▶ [Given instruction]: Set the listing down again in full, word for word, with the pictures left out.

# # # # #

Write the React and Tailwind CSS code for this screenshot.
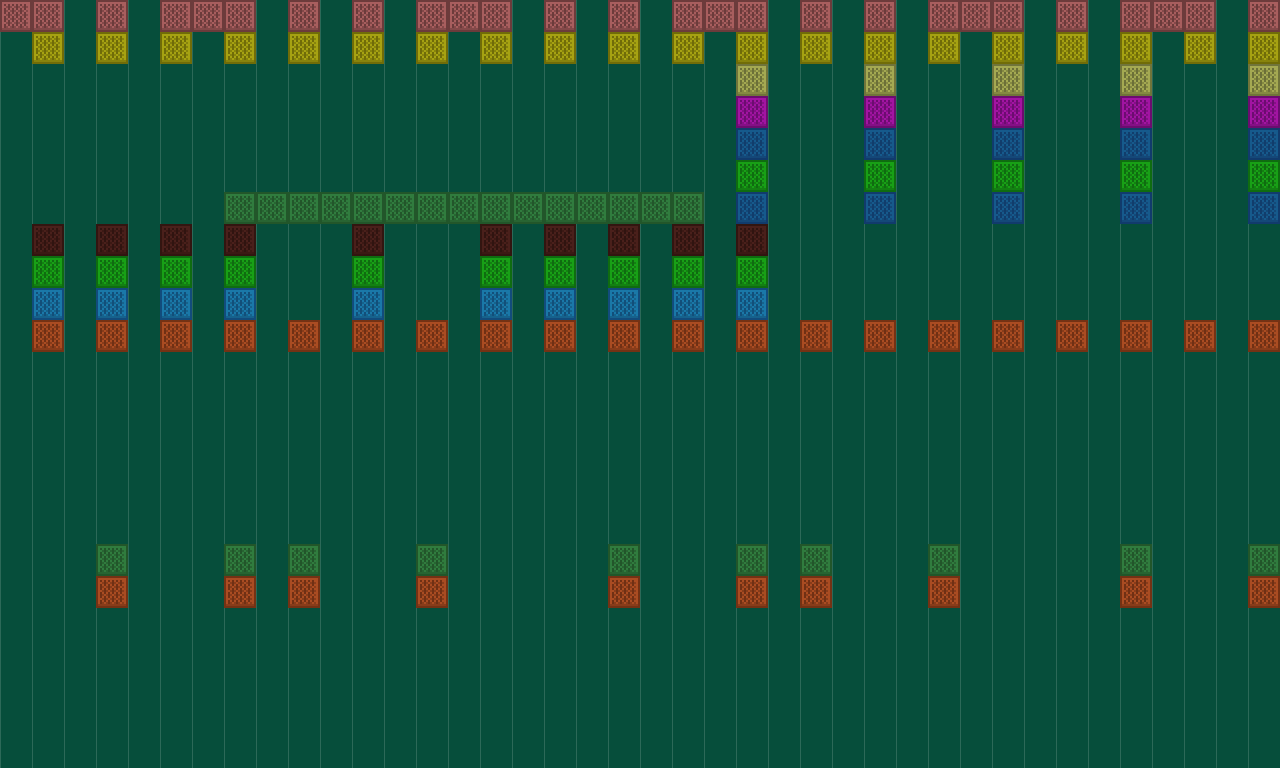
const TILE_ART = [
  "oooooooooooooooo",
  "o..............o",
  "o.#.#.#.#.#.#..o",
  "o..m#m.m#m.m#m.o",
  "o.#.#.#.#.#.#..o",
  "o.#m.m#m.m#m.m.o",
  "o.#.#.#.#.#.#..o",
  "o..m#m.m#m.m#m.o",
  "o.#.#.#.#.#.#..o",
  "o.#m.m#m.m#m.m.o",
  "o.#.#.#.#.#.#..o",
  "o..m#m.m#m.m#m.o",
  "o.#.#.#.#.#.#..o",
  "o.#m.m#m.m#m.m.o",
  "ommmmmmmmmmmmmmo",
  "oooooooooooooooo",
];

const PALETTES = {
  p: { edge: "#6c3b3b", light: "#a85e5e", mid: "#844949", dark: "#6c3b3b" },
  y: { edge: "#706c08", light: "#a6a212", mid: "#87830c", dark: "#706c08" },
  k: { edge: "#70743a", light: "#a4a952", mid: "#858942", dark: "#6c7038" },
  m: { edge: "#6c0c70", light: "#a214a2", mid: "#841086", dark: "#6c0c70" },
  b: { edge: "#113b6c", light: "#165a8c", mid: "#144878", dark: "#113d6c" },
  g: { edge: "#0f6c10", light: "#18a016", mid: "#138012", dark: "#0f6c10" },
  f: { edge: "#22562a", light: "#307c3e", mid: "#286432", dark: "#22562a" },
  n: { edge: "#321510", light: "#4a201b", mid: "#3c1914", dark: "#301410" },
  s: { edge: "#124c7c", light: "#1a78a8", mid: "#16628c", dark: "#124f7a" },
  o: { edge: "#743214", light: "#aa4c22", mid: "#883c1a", dark: "#703014" },
};

const LEVEL = [
  "pp.p.ppp.p.p.ppp.p.p.ppp.p.p.ppp.p.ppp.p",
  ".y.y.y.y.y.y.y.y.y.y.y.y.y.y.y.y.y.y.y.y",
  ".......................k...k...k...k...k",
  ".......................m...m...m...m...m",
  ".......................b...b...b...b...b",
  ".......................g...g...g...g...g",
  ".......fffffffffffffff.b...b...b...b...b",
  ".n.n.n.n...n...n.n.n.n.n................",
  ".g.g.g.g...g...g.g.g.g.g................",
  ".s.s.s.s...s...s.s.s.s.s................",
  ".o.o.o.o.o.o.o.o.o.o.o.o.o.o.o.o.o.o.o.o",
  "",
  "",
  "",
  "",
  "",
  "",
  "...f...f.f...f.....f...f.f...f.....f...f",
  "...o...o.o...o.....o...o.o...o.....o...o",
];

function shapeOf(symbol) {
  let d = "";
  TILE_ART.forEach((line, y) => {
    for (let x = 0; x < line.length; x++) {
      if (line[x] === symbol) d += `M${x} ${y}h1v1h-1z`;
    }
  });
  return d;
}

const LIGHT = shapeOf(".");
const MID = shapeOf("m");
const DARK = shapeOf("#");

function Tile({ type }) {
  const palette = PALETTES[type];

  if (!palette) {
    return <div className="size-8 shrink-0" />;
  }

  return (
    <svg
      viewBox="0 0 16 16"
      shapeRendering="crispEdges"
      className="size-8 shrink-0"
      aria-hidden="true"
    >
      <rect width="16" height="16" fill={palette.edge} />
      <path d={LIGHT} fill={palette.light} />
      <path d={MID} fill={palette.mid} />
      <path d={DARK} fill={palette.dark} />
    </svg>
  );
}

export default function App() {
  return (
    <main className="min-h-screen overflow-hidden bg-[#064e3b] bg-[linear-gradient(to_right,#2c6958_1px,transparent_1px)] bg-[length:32px_100%]">
      {LEVEL.map((row, y) => (
        <div key={y} className="flex h-8">
          {row.split("").map((type, x) => (
            <Tile key={x} type={type} />
          ))}
        </div>
      ))}
    </main>
  );
}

# # # # #

▶ [Reply to the task]:
Write the React and Tailwind CSS code for this screenshot.
const TILE_ART = [
  "oooooooooooooooo",
  "o..............o",
  "o.#.#.#.#.#.#..o",
  "o..m#m.m#m.m#m.o",
  "o.#.#.#.#.#.#..o",
  "o.#m.m#m.m#m.m.o",
  "o.#.#.#.#.#.#..o",
  "o..m#m.m#m.m#m.o",
  "o.#.#.#.#.#.#..o",
  "o.#m.m#m.m#m.m.o",
  "o.#.#.#.#.#.#..o",
  "o..m#m.m#m.m#m.o",
  "o.#.#.#.#.#.#..o",
  "o.#m.m#m.m#m.m.o",
  "ommmmmmmmmmmmmmo",
  "oooooooooooooooo",
];

const PALETTES = {
  p: { edge: "#6c3b3b", light: "#a85e5e", mid: "#844949", dark: "#6c3b3b" },
  y: { edge: "#706c08", light: "#a6a212", mid: "#87830c", dark: "#706c08" },
  k: { edge: "#70743a", light: "#a4a952", mid: "#858942", dark: "#6c7038" },
  m: { edge: "#6c0c70", light: "#a214a2", mid: "#841086", dark: "#6c0c70" },
  b: { edge: "#113b6c", light: "#165a8c", mid: "#144878", dark: "#113d6c" },
  g: { edge: "#0f6c10", light: "#18a016", mid: "#138012", dark: "#0f6c10" },
  f: { edge: "#22562a", light: "#307c3e", mid: "#286432", dark: "#22562a" },
  n: { edge: "#321510", light: "#4a201b", mid: "#3c1914", dark: "#301410" },
  s: { edge: "#124c7c", light: "#1a78a8", mid: "#16628c", dark: "#124f7a" },
  o: { edge: "#743214", light: "#aa4c22", mid: "#883c1a", dark: "#703014" },
};

const LEVEL = [
  "pp.p.ppp.p.p.ppp.p.p.ppp.p.p.ppp.p.ppp.p",
  ".y.y.y.y.y.y.y.y.y.y.y.y.y.y.y.y.y.y.y.y",
  ".......................k...k...k...k...k",
  ".......................m...m...m...m...m",
  ".......................b...b...b...b...b",
  ".......................g...g...g...g...g",
  ".......fffffffffffffff.b...b...b...b...b",
  ".n.n.n.n...n...n.n.n.n.n................",
  ".g.g.g.g...g...g.g.g.g.g................",
  ".s.s.s.s...s...s.s.s.s.s................",
  ".o.o.o.o.o.o.o.o.o.o.o.o.o.o.o.o.o.o.o.o",
  "",
  "",
  "",
  "",
  "",
  "",
  "...f...f.f...f.....f...f.f...f.....f...f",
  "...o...o.o...o.....o...o.o...o.....o...o",
];

function shapeOf(symbol) {
  let d = "";
  TILE_ART.forEach((line, y) => {
    for (let x = 0; x < line.length; x++) {
      if (line[x] === symbol) d += `M${x} ${y}h1v1h-1z`;
    }
  });
  return d;
}

const LIGHT = shapeOf(".");
const MID = shapeOf("m");
const DARK = shapeOf("#");

function Tile({ type }) {
  const palette = PALETTES[type];

  if (!palette) {
    return <div className="size-8 shrink-0" />;
  }

  return (
    <svg
      viewBox="0 0 16 16"
      shapeRendering="crispEdges"
      className="size-8 shrink-0"
      aria-hidden="true"
    >
      <rect width="16" height="16" fill={palette.edge} />
      <path d={LIGHT} fill={palette.light} />
      <path d={MID} fill={palette.mid} />
      <path d={DARK} fill={palette.dark} />
    </svg>
  );
}

export default function App() {
  return (
    <main className="min-h-screen overflow-hidden bg-[#064e3b] bg-[linear-gradient(to_right,#2c6958_1px,transparent_1px)] bg-[length:32px_100%]">
      {LEVEL.map((row, y) => (
        <div key={y} className="flex h-8">
          {row.split("").map((type, x) => (
            <Tile key={x} type={type} />
          ))}
        </div>
      ))}
    </main>
  );
}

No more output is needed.